** BEGIN **

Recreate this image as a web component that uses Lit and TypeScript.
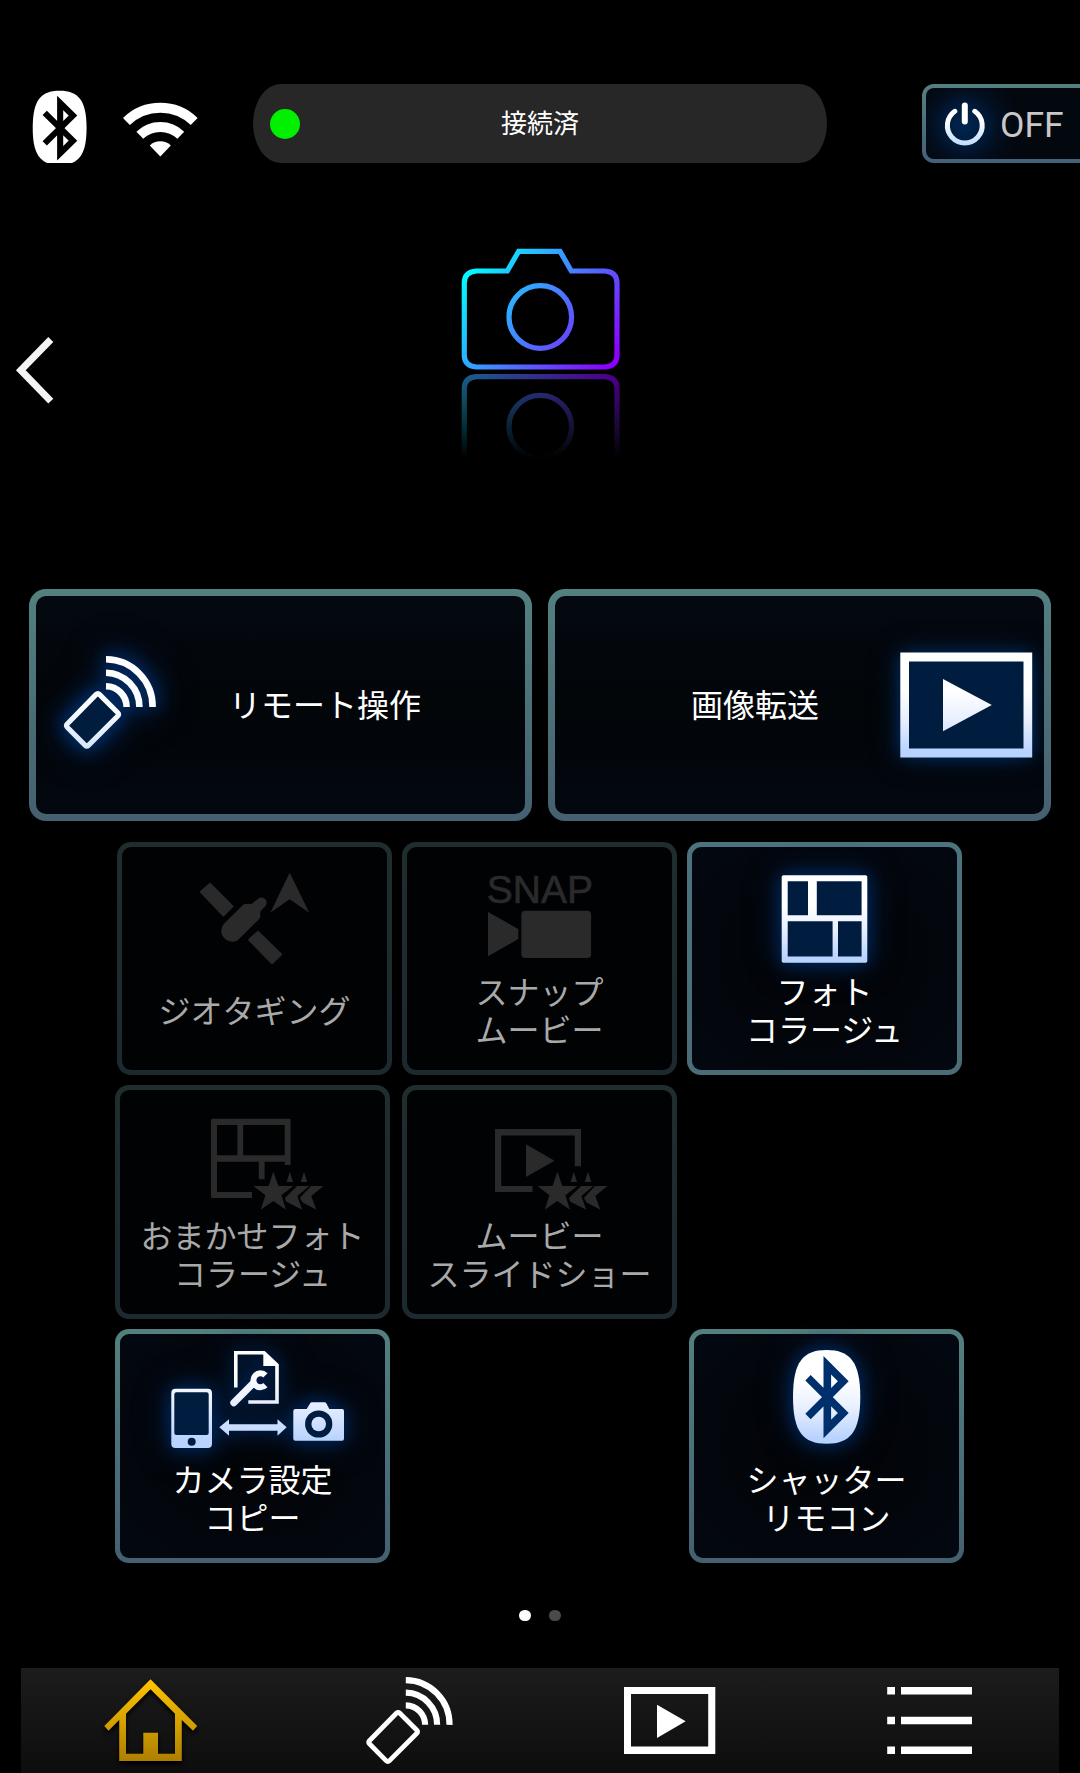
import { LitElement, html, svg, css } from "lit";
import { customElement, property } from "lit/decorators.js";

/* Handheld remote with three signal arcs, on a 92 x 93 canvas. */
const remoteShape = () => svg`
  <path class="line" stroke-width="5.1" stroke-linejoin="round"
    d="M32.2 38.4Q33.8 36.8 35.4 38.4L53.8 56.8Q55.4 58.4 53.8 60L24.4 89.4Q22.8 91 21.2 89.4L3.2 71.2Q1.6 69.6 3.2 68Z"/>
  <path class="line" stroke-width="6.6" d="M42 3.3A47 47 0 0 1 88.6 51M42 16.7A34 34 0 0 1 75.4 51M42 30.2A20.8 20.8 0 0 1 62.6 51"/>`;

const btRune = () => svg`
  <path class="rune" d="M808 1377.7L843.3 1413L827.3 1429V1365.2L843.3 1381.2L808 1416.5"/>`;

const btOval =
  "M826.6 1350C850 1350 860.3 1362 860.3 1397S850 1443.7 826.6 1443.7S793 1432 793 1397S803 1350 826.6 1350Z";

/* A star followed by the trailing edges of two more. */
const starTrail = () => svg`
  <path class="solid" d="M273.4 1171.7L278.4 1186H293.3L281.4 1195.3L286 1209.7L273.4 1201L260.7 1209.7L265.4 1195.3L253.5 1186H268.6Z
    M289.8 1171.7L293 1182H286.6ZM304 1171.7L307.2 1182H300.8Z
    M297.1 1186H309.4L297.3 1196L302.2 1209.7L286 1201.5L285 1198L288.5 1194.5Z
    M311.1 1186H323.4L311.3 1196L316.4 1209.7L302.6 1202.5L300 1198L303.5 1194Z"/>`;

const icons: Record<string, () => unknown> = {
  remote: () => svg`<g transform="translate(64 656)">
    <path class="pit" d="M34 38L54 58L23 90L3 70Z"/>${remoteShape()}</g>`,
  transfer: () => svg`
    <rect class="pit" x="902" y="655" width="128" height="100"/>
    <path class="solid" fill-rule="evenodd" d="M900.3 652.6H1032.2V757.4H900.3ZM909 661.5V748.5H1023.5V661.5Z"/>
    <path class="solid" d="M943 679L991.8 705L943 731.3Z"/>`,
  geo: () => svg`
    <path class="solid round" d="M201.2 891.8L210 884.2L232.2 906.4L223.4 915.2ZM249.5 939.8L258 932.2L280.8 954.4L272 962.8Z"/>
    <path class="solid" d="M289.7 872.7L309.3 912.7L289.7 899.3L270.3 912.7Z"/>
    <path class="solid" d="M243.5 904.5Q246 903.4 251.5 904L258 898.9A5 5 0 0 1 265 906.5L260.3 911.5V916.5Q260.3 918 258.5 919.8L239.5 938.5C233 946 220 939 221.3 930Q221.6 926.2 224.2 923.6Z"/>`,
  snap: () => svg`
    <text class="snap" x="486.8" y="903.4">SNAP</text>
    <path class="solid" d="M488 912L518.3 929V939L488 956.3Z"/>
    <rect class="solid" x="521.3" y="910.7" width="69.8" height="47.3" rx="4"/>`,
  collage: () => svg`
    <rect class="pit" x="784" y="878" width="81" height="82"/>
    <path class="solid" fill-rule="evenodd" d="M783 875.3H866L867.3 876.6V961.4L866 962.7H783L781.7 961.4V876.6Z
      M787.7 881.2V915.2H808V881.2ZM816.8 881.2V915.2H861.6V881.2ZM787.7 921.2V956.5H832.6V921.2ZM838 921.2V956.5H861.6V921.2Z"/>`,
  autoCollage: () => svg`
    <path class="solid" d="M212 1118.7H289.6L290.6 1119.7V1165H284.7V1161.7H264.6V1179.3H258.8V1161.7H217V1192H252V1198H212L211 1197V1119.7ZM217 1125V1155.3H237.4V1125ZM243.2 1125V1155.3H284.7V1125Z" fill-rule="evenodd"/>
    ${starTrail()}`,
  slideshow: () => svg`
    <path class="solid" d="M495 1129H581V1166.3H574.8V1135.4H501.2V1186H532.5V1192H495ZM526 1144.3L554.6 1160.7L526 1177Z"/>
    <g transform="translate(284 0)">${starTrail()}</g>`,
  copy: () => svg`
    <rect class="pit" x="173" y="1390" width="37" height="54" rx="4"/>
    <circle class="pit" cx="318.7" cy="1424" r="14"/>
    <path class="solid" fill-rule="evenodd" d="M175.5 1388.7H207.8Q212 1388.7 212 1393V1443.8Q212 1448 207.8 1448H175.5Q171.3 1448 171.3 1443.8V1393Q171.3 1388.7 175.5 1388.7Z
      M176.5 1392.3Q174.3 1392.3 174.3 1394.5V1433Q174.3 1435 176.3 1435H206.7Q208.7 1435 208.7 1433V1394.5Q208.7 1392.3 206.5 1392.3Z
      M191.7 1437.7A4 4 0 1 0 191.7 1445.7A4 4 0 1 0 191.7 1437.7Z"/>
    <path class="line" stroke-width="3.6" d="M235.8 1387.5V1352.8H264L277 1365V1402H248.3"/>
    <path class="solid" d="M263.3 1352L278 1366H263.3Z"/>
    <path class="line" stroke-width="7" stroke-linecap="round" d="M233.8 1402.8L252.5 1384"/>
    <path class="line" stroke-width="6" d="M265.4 1375.4A7 7 0 1 0 265.4 1385.2"/>
    <path class="solid" d="M219.3 1427.3L229 1419.3V1424.3H277.5V1419.3L286.7 1427.3L277.5 1435.7V1430.7H229V1435.7Z"/>
    <path class="solid" fill-rule="evenodd" d="M295.5 1409H306.7L310 1403.4Q310.7 1402.3 312 1402.3H324.5Q325.8 1402.3 326.4 1403.4L329.3 1409H342Q344 1409 344 1411V1438.7Q344 1440.7 342 1440.7H295.5Q293.3 1440.7 293.3 1438.7V1411Q293.3 1409 295.5 1409Z
      M318.7 1410.4A13.6 13.6 0 1 0 318.7 1437.6A13.6 13.6 0 1 0 318.7 1410.4Z"/>
    <circle class="solid" cx="318.7" cy="1424" r="7.3"/>`,
  bluetooth: () => svg`<path class="solid" d=${btOval}/>${btRune()}`,
};

/* Vertical extent of the white-to-blue shading of each lit icon. */
const shades: Record<string, [number, number]> = {
  remote: [10, 96],
  transfer: [690, 752],
  collage: [905, 958],
  copy: [1370, 1440],
  bluetooth: [1380, 1438],
};

@customElement("menu-tile")
class MenuTile extends LitElement {
  @property() icon = "";
  @property() box = "";
  @property({ type: Array }) lines: string[] = [];
  @property({ type: Boolean, reflect: true }) dim = false;
  @property({ type: Boolean, reflect: true }) wide = false;
  @property({ type: Boolean, reflect: true }) flip = false;

  static styles = css`
    :host {
      display: flex;
      flex-direction: column;
      box-sizing: border-box;
      width: 275px;
      border: 5px solid transparent;
      border-radius: 14px;
      background:
        radial-gradient(ellipse at 50% 50%, #020407 20%, #03070f 90%) padding-box,
        linear-gradient(#53807f, #4a6f7a 55%, #456070) border-box;
      color: #fff;
    }
    :host([icon="collage"]) {
      background:
        radial-gradient(ellipse at 50% 50%, #020407 20%, #03070f 90%) padding-box,
        linear-gradient(#4c747e, #4a6c76) border-box;
    }
    :host([dim]) {
      background:
        linear-gradient(#010204, #010204) padding-box,
        linear-gradient(#1f2d2f, #1c2a30) border-box;
      color: #a9a9a9;
    }
    :host([wide]) {
      flex-direction: row;
      width: 503px;
      border-width: 7px;
      border-radius: 17px;
      background:
        linear-gradient(#040810, #020609 50%, #03070f) padding-box,
        linear-gradient(#548080, #456070) border-box;
    }
    :host([flip]) {
      flex-direction: row-reverse;
    }
    .art {
      display: block;
      flex: none;
      overflow: visible;
      filter: drop-shadow(0 0 8px #00285c) drop-shadow(0 0 14px #001e48);
    }
    :host([icon="remote"]) .art {
      filter: drop-shadow(0 0 8px #002f6a) drop-shadow(0 0 10px #002450) drop-shadow(0 0 14px #001634);
    }
    :host([icon="transfer"]) .art {
      overflow: hidden;
      filter: none;
    }
    :host([icon="transfer"]) .pit {
      filter: drop-shadow(0 0 8px #003068) drop-shadow(0 0 12px #001c40);
    }
    :host([dim]) .art {
      filter: none;
    }
    .solid {
      fill: url(#sheen);
    }
    .line {
      fill: none;
      stroke: url(#sheen);
    }
    .pit {
      fill: #001d40;
    }
    .rune {
      fill: none;
      stroke: #00306c;
      stroke-width: 7.6;
      stroke-miterlimit: 4;
    }
    :host([dim]) .solid {
      fill: #2a2a2b;
    }
    :host([dim]) .round {
      stroke: #2a2a2b;
      stroke-width: 2.5;
      stroke-linejoin: round;
    }
    .snap {
      font: 39px "Liberation Sans", sans-serif;
      fill: #2a2a2b;
      stroke: #2a2a2b;
      stroke-width: 0.6;
    }
    .label {
      flex: 1;
      display: flex;
      flex-direction: column;
      align-items: center;
      justify-content: center;
      padding-bottom: 6px;
      font: 400 32px/38px "Noto Sans CJK JP", sans-serif;
      white-space: nowrap;
      z-index: 1;
    }
    :host([wide]) .label {
      padding: 0 61px 4px 0;
    }
    :host([flip]) .label {
      padding: 0 0 4px 91px;
    }
  `;

  render() {
    const [, y, w, h] = this.box.split(" ").map(Number);
    const [top, bottom] = shades[this.icon] ?? [y, y + h];
    const remote = this.icon === "remote";
    return html`
      <svg class="art" width=${w} height=${h} viewBox=${this.box}>
        <defs>
          <linearGradient id="sheen" gradientUnits="userSpaceOnUse" x1="0" x2="0" y1=${top} y2=${bottom}>
            <stop offset="0" stop-color="#fff"></stop>
            <stop offset=".5" stop-color=${remote ? "#fbfcff" : "#e6eeff"}></stop>
            <stop offset="1" stop-color=${remote ? "#cfe4f8" : "#b9d3ff"}></stop>
          </linearGradient>
        </defs>
        ${icons[this.icon]?.()}
      </svg>
      <div class="label">${this.lines.map((t) => html`<span>${t}</span>`)}</div>
    `;
  }
}

@customElement("app-root")
class AppRoot extends LitElement {
  static styles = css`
    :host {
      display: flex;
      flex-direction: column;
      box-sizing: border-box;
      width: 1080px;
      height: 1773px;
      padding-top: 84px;
      overflow: hidden;
      background: #000;
      color: #fff;
      font-family: "Noto Sans CJK JP", sans-serif;
    }
    svg {
      display: block;
      flex: none;
    }
    .header {
      display: flex;
      height: 79px;
    }
    .status-icons {
      overflow: hidden;
    }
    .rune {
      fill: none;
      stroke: #000;
      stroke-width: 7.6;
    }
    .pill {
      display: grid;
      grid-template-columns: 30px 1fr 30px;
      align-items: center;
      box-sizing: border-box;
      width: 574px;
      padding: 0 17px;
      margin-right: 95px;
      border-radius: 28px / 40px;
      background: #272727;
      font-size: 26px;
      line-height: 38px;
      text-align: center;
    }
    .caption {
      padding-bottom: 3px;
    }
    .led {
      width: 30px;
      height: 30px;
      border-radius: 50%;
      background: #00f000;
    }
    .power {
      display: flex;
      align-items: center;
      box-sizing: border-box;
      width: 158px;
      border: 4.5px solid transparent;
      border-right: 0;
      border-radius: 12px 0 0 12px;
      background:
        radial-gradient(circle at 39px 37px, #002550 0, #001c3e 18px, #030d1c 36px, #03070e 56px) padding-box,
        linear-gradient(#54807f, #45607a) border-box;
      color: #c8c8c8;
      font: 400 35.5px/40px Roboto, sans-serif;
    }
    .power-label {
      padding-top: 3px;
    }
    .hero {
      display: grid;
      grid-template-columns: 1fr auto 1fr;
      align-items: start;
      height: 426px;
    }
    .back {
      margin-top: 167px;
    }
    .camera {
      margin-top: 82px;
    }
    .primary {
      display: flex;
      gap: 16px;
      height: 232px;
      padding-left: 29px;
      margin-bottom: 21px;
    }
    .row {
      display: flex;
      gap: 12px;
      height: 234px;
      margin: 0 0 10px 115px;
    }
    .row.first {
      gap: 10px;
      height: 233px;
      margin-left: 117px;
    }
    .row.last {
      width: 849px;
      justify-content: space-between;
      margin-bottom: 0;
    }
    .pager {
      flex: 1;
      display: flex;
      align-items: center;
      justify-content: center;
      gap: 18.5px;
    }
    .dot {
      width: 11.5px;
      height: 11.5px;
      border-radius: 50%;
      background: #4a4a4a;
    }
    .dot.on {
      background: #fff;
    }
    .nav {
      display: grid;
      grid-template-columns: repeat(4, 1fr);
      height: 105px;
      margin: 0 21px;
      background: linear-gradient(#1c1c1c, #0d0d0d);
    }
    .nav .line {
      fill: none;
      stroke: #fff;
    }
    .house {
      filter: drop-shadow(0 3px 2px #000);
    }
  `;

  private camera() {
    return svg`
      <path d="M507.3 271H476.3Q464.3 272 464.3 283V355Q464.3 366 476.3 367H605Q617 366 617 355V283Q617 272 605 271H571.3L560 251.3H518.7L507.3 271Z"/>
      <circle cx="540.3" cy="317" r="31.3"/>`;
  }

  render() {
    return html`
      <div class="header">
        <svg class="status-icons" width="253" height="79" viewBox="0 84 253 79">
          <g transform="translate(59.6 128) scale(.8 .79) translate(-826.6 -1397)">
            <path fill="#fff" d=${btOval}></path>${btRune()}
          </g>
          <g transform="translate(160.3 156.5) scale(.985)" fill="none" stroke="#fff">
            <path stroke-width="10" d="M-34.4 -35.6A49.5 49.5 0 0 1 34.4 -35.6M-20.8 -21.6A30 30 0 0 1 20.8 -21.6"></path>
            <path fill="#fff" stroke="none" d="M0 0L-10.7 -11.2A15.5 15.5 0 0 1 10.7 -11.2Z"></path>
          </g>
        </svg>
        <div class="pill"><span class="led"></span><span class="caption">接続済</span></div>
        <div class="power">
          <svg width="74" height="70" viewBox="926.5 88.5 74 70" fill="none" stroke-linecap="round">
            <defs>
              <linearGradient id="ring" gradientUnits="userSpaceOnUse" x1="0" y1="120" x2="0" y2="145">
                <stop offset="0" stop-color="#fff"></stop>
                <stop offset="1" stop-color="#bfdcff"></stop>
              </linearGradient>
            </defs>
            <path stroke="url(#ring)" stroke-width="5" d="M955.3 110.8A17.4 17.4 0 1 0 975.3 110.8"></path>
            <path stroke="#fff" stroke-width="6" d="M965.3 105V121"></path>
          </svg>
          <span class="power-label">OFF</span>
        </div>
      </div>

      <div class="hero">
        <svg class="back" width="60" height="80" viewBox="0 330 60 80" fill="none">
          <path stroke="#f4f4f4" stroke-width="7" d="M50.8 339.5L20.8 370.3L50.8 401.1"></path>
        </svg>
        <svg class="camera" width="160" height="215" viewBox="460 245 160 215" fill="none">
          <defs>
            <linearGradient id="neon" gradientUnits="userSpaceOnUse" x1="472" y1="262" x2="608" y2="367">
              <stop offset="0" stop-color="#00ffff"></stop>
              <stop offset="1" stop-color="#8c00ff"></stop>
            </linearGradient>
            <linearGradient id="fade" gradientUnits="userSpaceOnUse" x1="0" y1="374" x2="0" y2="458">
              <stop offset="0" stop-color="#fff" stop-opacity=".56"></stop>
              <stop offset="1" stop-color="#fff" stop-opacity="0"></stop>
            </linearGradient>
            <mask id="mirror" maskUnits="userSpaceOnUse" x="460" y="370" width="160" height="90">
              <rect x="460" y="370" width="160" height="88" fill="url(#fade)"></rect>
            </mask>
          </defs>
          <g stroke="url(#neon)" stroke-width="5.2">${this.camera()}</g>
          <g mask="url(#mirror)">
            <g stroke="url(#neon)" stroke-width="5.2" transform="translate(0 743.7) scale(1 -1)">${this.camera()}</g>
          </g>
        </svg>
      </div>

      <div class="primary">
        <menu-tile wide icon="remote" box="36 596 150 218" .lines=${["リモート操作"]}></menu-tile>
        <menu-tile wide flip icon="transfer" box="864 596 180 218" .lines=${["画像転送"]}></menu-tile>
      </div>

      <div class="row first">
        <menu-tile dim icon="geo" box="122 847 265 106" .lines=${["ジオタギング"]}></menu-tile>
        <menu-tile dim icon="snap" box="407 847 265 106" .lines=${["スナップ", "ムービー"]}></menu-tile>
        <menu-tile icon="collage" box="692 847 265 106" .lines=${["フォト", "コラージュ"]}></menu-tile>
      </div>
      <div class="row">
        <menu-tile dim icon="autoCollage" box="120 1090 265 108" .lines=${["おまかせフォト", "コラージュ"]}></menu-tile>
        <menu-tile dim icon="slideshow" box="407 1090 265 108" .lines=${["ムービー", "スライドショー"]}></menu-tile>
      </div>
      <div class="row last">
        <menu-tile icon="copy" box="120 1334 265 107" .lines=${["カメラ設定", "コピー"]}></menu-tile>
        <menu-tile icon="bluetooth" box="694 1334 265 107" .lines=${["シャッター", "リモコン"]}></menu-tile>
      </div>

      <div class="pager"><span class="dot on"></span><span class="dot"></span></div>

      <div class="nav">
        <svg width="259" height="105" viewBox="21 1668 259 105">
          <defs>
            <linearGradient id="gold" gradientUnits="userSpaceOnUse" x1="0" y1="1680" x2="0" y2="1761">
              <stop offset="0" stop-color="#ffc400"></stop>
              <stop offset="1" stop-color="#ae7f00"></stop>
            </linearGradient>
          </defs>
          <path class="house" fill="url(#gold)" fill-rule="evenodd"
            d="M150.5 1679.3L197.2 1726L193 1730.7L181.8 1720V1761H119.2V1720L108.5 1730.7L104.3 1726ZM150.5 1689.3L126 1713.7V1753.7H143.3V1732.7H158V1753.7H175V1713.7Z"></path>
        </svg>
        <svg width="259" height="105" viewBox="281 1668 259 105">
          <g transform="translate(366.4 1677) scale(.938)">
            ${remoteShape()}
          </g>
        </svg>
        <svg width="259" height="105" viewBox="540 1668 259 105" fill="#fff">
          <path fill-rule="evenodd" d="M624 1687H715.3V1754H624ZM631 1694V1746.5H708.2V1694Z"></path>
          <path d="M657 1704.7L685.7 1721.3L657 1738Z"></path>
        </svg>
        <svg width="259" height="105" viewBox="800 1668 259 105" fill="#fff">
          <path d="M887.2 1687H895V1694.6H887.2ZM901 1687H972V1694.6H901ZM887.2 1716.7H895V1724.3H887.2ZM901 1716.7H972V1724.3H901ZM887.2 1746.4H895V1754H887.2ZM901 1746.4H972V1754H901Z"></path>
        </svg>
      </div>
    `;
  }
}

** END **

Short task: Determine the count of lines in the data above with the string "this" in them, and give that count alone.

Correct output: 9